Instructions to follow: Each line of the material must be repeated precisely, with the pictures left out.

Dataset content:

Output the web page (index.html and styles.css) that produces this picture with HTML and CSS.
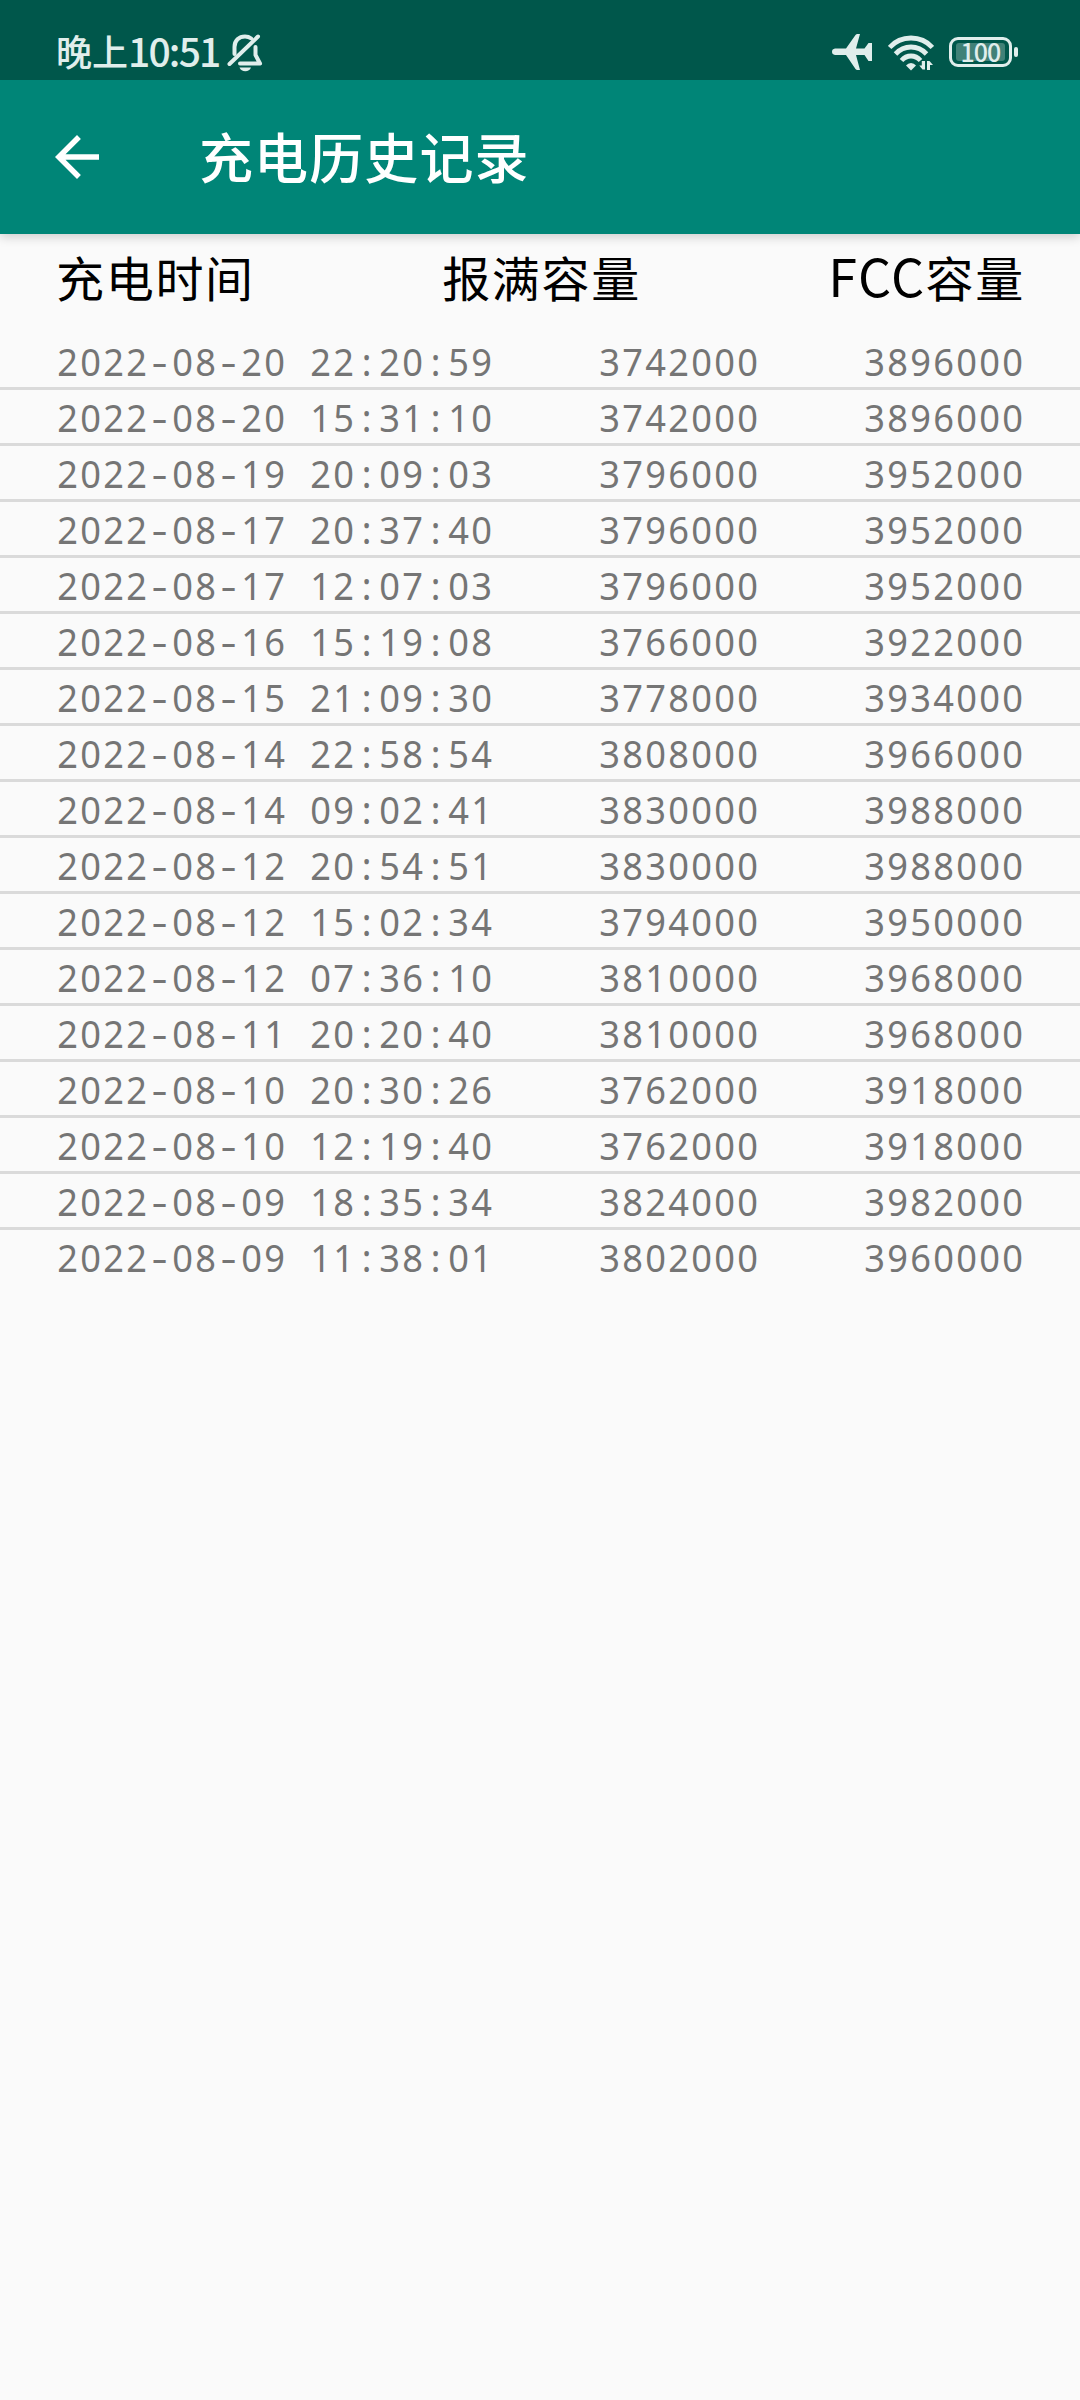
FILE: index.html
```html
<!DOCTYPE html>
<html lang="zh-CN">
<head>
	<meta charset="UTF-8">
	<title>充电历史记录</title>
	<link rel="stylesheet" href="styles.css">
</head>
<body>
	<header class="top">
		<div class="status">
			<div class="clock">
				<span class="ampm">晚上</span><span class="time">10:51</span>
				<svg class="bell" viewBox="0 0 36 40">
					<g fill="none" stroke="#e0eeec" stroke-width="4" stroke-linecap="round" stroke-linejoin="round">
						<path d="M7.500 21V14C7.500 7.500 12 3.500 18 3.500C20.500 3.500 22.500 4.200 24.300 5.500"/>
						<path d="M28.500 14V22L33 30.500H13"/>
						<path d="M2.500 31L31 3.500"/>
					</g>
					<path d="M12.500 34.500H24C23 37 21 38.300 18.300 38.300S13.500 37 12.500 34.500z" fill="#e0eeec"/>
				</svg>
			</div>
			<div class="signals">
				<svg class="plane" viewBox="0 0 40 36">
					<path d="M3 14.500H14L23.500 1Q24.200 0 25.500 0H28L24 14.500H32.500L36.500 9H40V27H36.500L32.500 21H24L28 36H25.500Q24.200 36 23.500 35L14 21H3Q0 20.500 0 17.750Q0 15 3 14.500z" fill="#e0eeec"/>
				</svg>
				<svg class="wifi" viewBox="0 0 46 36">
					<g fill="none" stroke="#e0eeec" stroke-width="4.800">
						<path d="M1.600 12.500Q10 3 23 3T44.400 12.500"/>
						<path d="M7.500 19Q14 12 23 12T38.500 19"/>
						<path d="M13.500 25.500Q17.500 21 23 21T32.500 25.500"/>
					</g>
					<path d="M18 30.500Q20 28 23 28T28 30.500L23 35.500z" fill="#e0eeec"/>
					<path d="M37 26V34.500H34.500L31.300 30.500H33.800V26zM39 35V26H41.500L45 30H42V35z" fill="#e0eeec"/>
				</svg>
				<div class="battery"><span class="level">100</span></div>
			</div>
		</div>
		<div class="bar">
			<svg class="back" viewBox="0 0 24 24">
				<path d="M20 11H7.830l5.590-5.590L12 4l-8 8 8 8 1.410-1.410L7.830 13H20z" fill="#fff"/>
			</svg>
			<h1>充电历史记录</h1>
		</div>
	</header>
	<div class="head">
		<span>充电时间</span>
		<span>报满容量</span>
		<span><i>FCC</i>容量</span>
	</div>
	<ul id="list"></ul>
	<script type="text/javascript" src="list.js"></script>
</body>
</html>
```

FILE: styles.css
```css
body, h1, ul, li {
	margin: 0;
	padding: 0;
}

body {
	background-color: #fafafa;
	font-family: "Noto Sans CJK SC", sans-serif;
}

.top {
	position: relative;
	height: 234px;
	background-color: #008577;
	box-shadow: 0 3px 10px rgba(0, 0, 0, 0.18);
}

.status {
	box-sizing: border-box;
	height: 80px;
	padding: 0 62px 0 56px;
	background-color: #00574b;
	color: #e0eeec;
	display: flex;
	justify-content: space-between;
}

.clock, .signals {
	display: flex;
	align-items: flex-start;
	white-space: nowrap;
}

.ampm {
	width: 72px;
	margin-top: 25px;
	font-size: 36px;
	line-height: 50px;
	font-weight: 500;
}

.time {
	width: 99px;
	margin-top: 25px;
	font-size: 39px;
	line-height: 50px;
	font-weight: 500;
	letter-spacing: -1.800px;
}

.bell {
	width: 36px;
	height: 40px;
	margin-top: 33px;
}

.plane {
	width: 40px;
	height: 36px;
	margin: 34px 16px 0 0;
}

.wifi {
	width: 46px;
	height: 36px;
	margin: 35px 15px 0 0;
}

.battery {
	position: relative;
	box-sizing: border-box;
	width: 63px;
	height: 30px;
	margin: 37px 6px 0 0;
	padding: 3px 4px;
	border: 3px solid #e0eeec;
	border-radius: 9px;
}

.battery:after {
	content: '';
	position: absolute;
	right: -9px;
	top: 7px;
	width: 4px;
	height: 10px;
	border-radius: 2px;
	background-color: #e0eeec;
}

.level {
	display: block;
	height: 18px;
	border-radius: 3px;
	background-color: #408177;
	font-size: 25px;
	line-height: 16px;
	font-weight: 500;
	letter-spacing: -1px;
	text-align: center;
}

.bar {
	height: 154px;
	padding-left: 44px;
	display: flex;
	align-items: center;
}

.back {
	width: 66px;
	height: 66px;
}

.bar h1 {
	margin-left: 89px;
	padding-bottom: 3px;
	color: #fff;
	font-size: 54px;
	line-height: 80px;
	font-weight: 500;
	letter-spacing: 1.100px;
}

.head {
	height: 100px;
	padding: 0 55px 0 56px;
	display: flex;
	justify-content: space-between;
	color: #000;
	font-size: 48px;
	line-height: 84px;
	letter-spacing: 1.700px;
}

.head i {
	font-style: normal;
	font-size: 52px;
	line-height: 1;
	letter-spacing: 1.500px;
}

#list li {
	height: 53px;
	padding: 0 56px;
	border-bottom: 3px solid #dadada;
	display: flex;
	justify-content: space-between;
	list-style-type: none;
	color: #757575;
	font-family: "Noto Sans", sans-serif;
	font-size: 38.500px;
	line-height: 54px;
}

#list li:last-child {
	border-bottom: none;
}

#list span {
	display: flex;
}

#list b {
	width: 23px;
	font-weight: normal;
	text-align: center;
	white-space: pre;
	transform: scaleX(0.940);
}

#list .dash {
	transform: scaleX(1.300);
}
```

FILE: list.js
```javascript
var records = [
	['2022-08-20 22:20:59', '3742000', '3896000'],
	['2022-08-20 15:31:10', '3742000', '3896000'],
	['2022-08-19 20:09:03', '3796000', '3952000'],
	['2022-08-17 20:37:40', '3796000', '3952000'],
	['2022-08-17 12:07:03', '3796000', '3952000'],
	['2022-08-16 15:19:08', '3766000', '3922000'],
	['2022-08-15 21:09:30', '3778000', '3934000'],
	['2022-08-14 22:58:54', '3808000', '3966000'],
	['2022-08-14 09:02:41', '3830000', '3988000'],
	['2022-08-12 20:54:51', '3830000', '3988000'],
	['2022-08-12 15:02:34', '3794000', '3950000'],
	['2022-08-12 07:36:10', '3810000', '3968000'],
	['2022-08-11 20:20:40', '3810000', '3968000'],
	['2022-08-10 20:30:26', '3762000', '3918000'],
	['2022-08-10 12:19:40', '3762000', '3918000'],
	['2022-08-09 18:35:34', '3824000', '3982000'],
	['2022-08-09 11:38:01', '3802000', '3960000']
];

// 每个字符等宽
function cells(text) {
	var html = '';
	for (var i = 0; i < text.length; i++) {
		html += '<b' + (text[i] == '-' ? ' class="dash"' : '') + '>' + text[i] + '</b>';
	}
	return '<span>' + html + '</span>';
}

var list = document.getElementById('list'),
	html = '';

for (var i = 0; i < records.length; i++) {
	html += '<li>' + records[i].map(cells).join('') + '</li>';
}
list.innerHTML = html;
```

Reply to the exercise:
Output the web page (index.html and styles.css) that produces this picture with HTML and CSS.
FILE: index.html
```html
<!DOCTYPE html>
<html lang="zh-CN">
<head>
	<meta charset="UTF-8">
	<title>充电历史记录</title>
	<link rel="stylesheet" href="styles.css">
</head>
<body>
	<header class="top">
		<div class="status">
			<div class="clock">
				<span class="ampm">晚上</span><span class="time">10:51</span>
				<svg class="bell" viewBox="0 0 36 40">
					<g fill="none" stroke="#e0eeec" stroke-width="4" stroke-linecap="round" stroke-linejoin="round">
						<path d="M7.500 21V14C7.500 7.500 12 3.500 18 3.500C20.500 3.500 22.500 4.200 24.300 5.500"/>
						<path d="M28.500 14V22L33 30.500H13"/>
						<path d="M2.500 31L31 3.500"/>
					</g>
					<path d="M12.500 34.500H24C23 37 21 38.300 18.300 38.300S13.500 37 12.500 34.500z" fill="#e0eeec"/>
				</svg>
			</div>
			<div class="signals">
				<svg class="plane" viewBox="0 0 40 36">
					<path d="M3 14.500H14L23.500 1Q24.200 0 25.500 0H28L24 14.500H32.500L36.500 9H40V27H36.500L32.500 21H24L28 36H25.500Q24.200 36 23.500 35L14 21H3Q0 20.500 0 17.750Q0 15 3 14.500z" fill="#e0eeec"/>
				</svg>
				<svg class="wifi" viewBox="0 0 46 36">
					<g fill="none" stroke="#e0eeec" stroke-width="4.800">
						<path d="M1.600 12.500Q10 3 23 3T44.400 12.500"/>
						<path d="M7.500 19Q14 12 23 12T38.500 19"/>
						<path d="M13.500 25.500Q17.500 21 23 21T32.500 25.500"/>
					</g>
					<path d="M18 30.500Q20 28 23 28T28 30.500L23 35.500z" fill="#e0eeec"/>
					<path d="M37 26V34.500H34.500L31.300 30.500H33.800V26zM39 35V26H41.500L45 30H42V35z" fill="#e0eeec"/>
				</svg>
				<div class="battery"><span class="level">100</span></div>
			</div>
		</div>
		<div class="bar">
			<svg class="back" viewBox="0 0 24 24">
				<path d="M20 11H7.830l5.590-5.590L12 4l-8 8 8 8 1.410-1.410L7.830 13H20z" fill="#fff"/>
			</svg>
			<h1>充电历史记录</h1>
		</div>
	</header>
	<div class="head">
		<span>充电时间</span>
		<span>报满容量</span>
		<span><i>FCC</i>容量</span>
	</div>
	<ul id="list"></ul>
	<script type="text/javascript" src="list.js"></script>
</body>
</html>
```

FILE: styles.css
```css
body, h1, ul, li {
	margin: 0;
	padding: 0;
}

body {
	background-color: #fafafa;
	font-family: "Noto Sans CJK SC", sans-serif;
}

.top {
	position: relative;
	height: 234px;
	background-color: #008577;
	box-shadow: 0 3px 10px rgba(0, 0, 0, 0.18);
}

.status {
	box-sizing: border-box;
	height: 80px;
	padding: 0 62px 0 56px;
	background-color: #00574b;
	color: #e0eeec;
	display: flex;
	justify-content: space-between;
}

.clock, .signals {
	display: flex;
	align-items: flex-start;
	white-space: nowrap;
}

.ampm {
	width: 72px;
	margin-top: 25px;
	font-size: 36px;
	line-height: 50px;
	font-weight: 500;
}

.time {
	width: 99px;
	margin-top: 25px;
	font-size: 39px;
	line-height: 50px;
	font-weight: 500;
	letter-spacing: -1.800px;
}

.bell {
	width: 36px;
	height: 40px;
	margin-top: 33px;
}

.plane {
	width: 40px;
	height: 36px;
	margin: 34px 16px 0 0;
}

.wifi {
	width: 46px;
	height: 36px;
	margin: 35px 15px 0 0;
}

.battery {
	position: relative;
	box-sizing: border-box;
	width: 63px;
	height: 30px;
	margin: 37px 6px 0 0;
	padding: 3px 4px;
	border: 3px solid #e0eeec;
	border-radius: 9px;
}

.battery:after {
	content: '';
	position: absolute;
	right: -9px;
	top: 7px;
	width: 4px;
	height: 10px;
	border-radius: 2px;
	background-color: #e0eeec;
}

.level {
	display: block;
	height: 18px;
	border-radius: 3px;
	background-color: #408177;
	font-size: 25px;
	line-height: 16px;
	font-weight: 500;
	letter-spacing: -1px;
	text-align: center;
}

.bar {
	height: 154px;
	padding-left: 44px;
	display: flex;
	align-items: center;
}

.back {
	width: 66px;
	height: 66px;
}

.bar h1 {
	margin-left: 89px;
	padding-bottom: 3px;
	color: #fff;
	font-size: 54px;
	line-height: 80px;
	font-weight: 500;
	letter-spacing: 1.100px;
}

.head {
	height: 100px;
	padding: 0 55px 0 56px;
	display: flex;
	justify-content: space-between;
	color: #000;
	font-size: 48px;
	line-height: 84px;
	letter-spacing: 1.700px;
}

.head i {
	font-style: normal;
	font-size: 52px;
	line-height: 1;
	letter-spacing: 1.500px;
}

#list li {
	height: 53px;
	padding: 0 56px;
	border-bottom: 3px solid #dadada;
	display: flex;
	justify-content: space-between;
	list-style-type: none;
	color: #757575;
	font-family: "Noto Sans", sans-serif;
	font-size: 38.500px;
	line-height: 54px;
}

#list li:last-child {
	border-bottom: none;
}

#list span {
	display: flex;
}

#list b {
	width: 23px;
	font-weight: normal;
	text-align: center;
	white-space: pre;
	transform: scaleX(0.940);
}

#list .dash {
	transform: scaleX(1.300);
}
```

FILE: list.js
```javascript
var records = [
	['2022-08-20 22:20:59', '3742000', '3896000'],
	['2022-08-20 15:31:10', '3742000', '3896000'],
	['2022-08-19 20:09:03', '3796000', '3952000'],
	['2022-08-17 20:37:40', '3796000', '3952000'],
	['2022-08-17 12:07:03', '3796000', '3952000'],
	['2022-08-16 15:19:08', '3766000', '3922000'],
	['2022-08-15 21:09:30', '3778000', '3934000'],
	['2022-08-14 22:58:54', '3808000', '3966000'],
	['2022-08-14 09:02:41', '3830000', '3988000'],
	['2022-08-12 20:54:51', '3830000', '3988000'],
	['2022-08-12 15:02:34', '3794000', '3950000'],
	['2022-08-12 07:36:10', '3810000', '3968000'],
	['2022-08-11 20:20:40', '3810000', '3968000'],
	['2022-08-10 20:30:26', '3762000', '3918000'],
	['2022-08-10 12:19:40', '3762000', '3918000'],
	['2022-08-09 18:35:34', '3824000', '3982000'],
	['2022-08-09 11:38:01', '3802000', '3960000']
];

// 每个字符等宽
function cells(text) {
	var html = '';
	for (var i = 0; i < text.length; i++) {
		html += '<b' + (text[i] == '-' ? ' class="dash"' : '') + '>' + text[i] + '</b>';
	}
	return '<span>' + html + '</span>';
}

var list = document.getElementById('list'),
	html = '';

for (var i = 0; i < records.length; i++) {
	html += '<li>' + records[i].map(cells).join('') + '</li>';
}
list.innerHTML = html;
```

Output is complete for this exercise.